We reordered the flow around what people are actually deciding, and when they’re mentally ready for each bit — not the order the legacy form happened to use.
I was in the room with product, eng, compliance, and content end to end: quote, cover, extras, personal/dependants, health statement, pay, confirmation.
Flow mapping
Form UX
Pricing & plan comparison
Error & validation states
Regulated-content copy
Mobile-first
Flow mapping. Old journey vs analytics — three cliffs: quote (too much asked too early), compare (price math felt sketchy), health statement (long, scary, can’t skip).
- We spent design time where exits were real, not where the deck looked cool.
Progressive disclosure. Quote starts light: age, who’s covered, state. Dependants, levy, rebate tier show up when they actually change the number. Price ticks as you go — not twenty fields before you see a dollar figure.
- Feels like assembling a quote, not guessing a tax return.
Plan comparison. Hospital + extras side by side, plain “included” rows, sticky total, one clear CTA per card. Extras = toggles, not a second mini-wizard.
- Actually usable one-handed on a phone.
Forms and validation. Same field patterns everywhere; inline validation; errors that sound human; helper text that says why we need Medicare or health history, not generic legalese. Hints/tooltips so you’re not staring at a brick wall.
- Fix-forward errors, not a single red “something went wrong.”

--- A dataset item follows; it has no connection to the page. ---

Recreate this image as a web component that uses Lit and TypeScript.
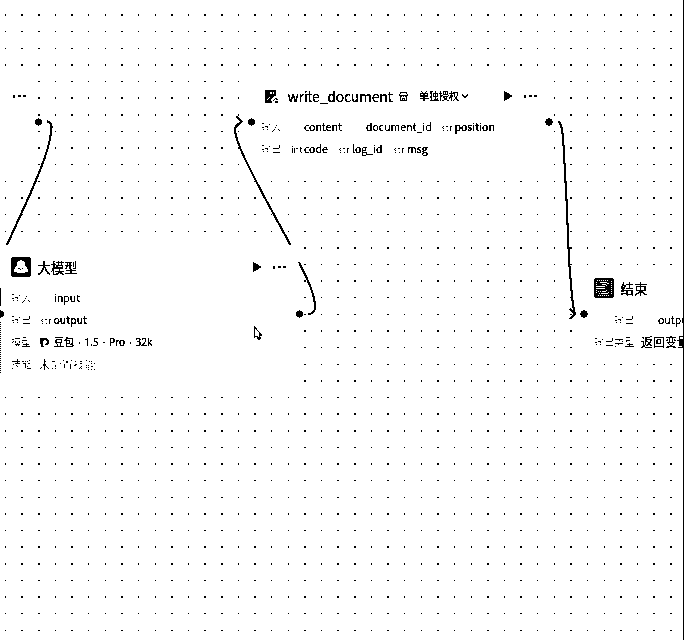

Mobile. Short chunks, visible progress, sticky price that doesn’t cover the inputs you’re trying to hit.
- Couch or commute — finish without pinch-zoom Olympics.
Design system. Extended the TH kit — fields, radio cards, compare tables, progress chrome, summaries — so this flow doesn’t look like a different brand.
Regulated reality. Nothing shipped without compliance/legal. I paired early with content so wording and layout moved together instead of “design freeze, then legal rewrites everything.” Showing up in those meetings early usually saved UX instead of carving out ugly exceptions.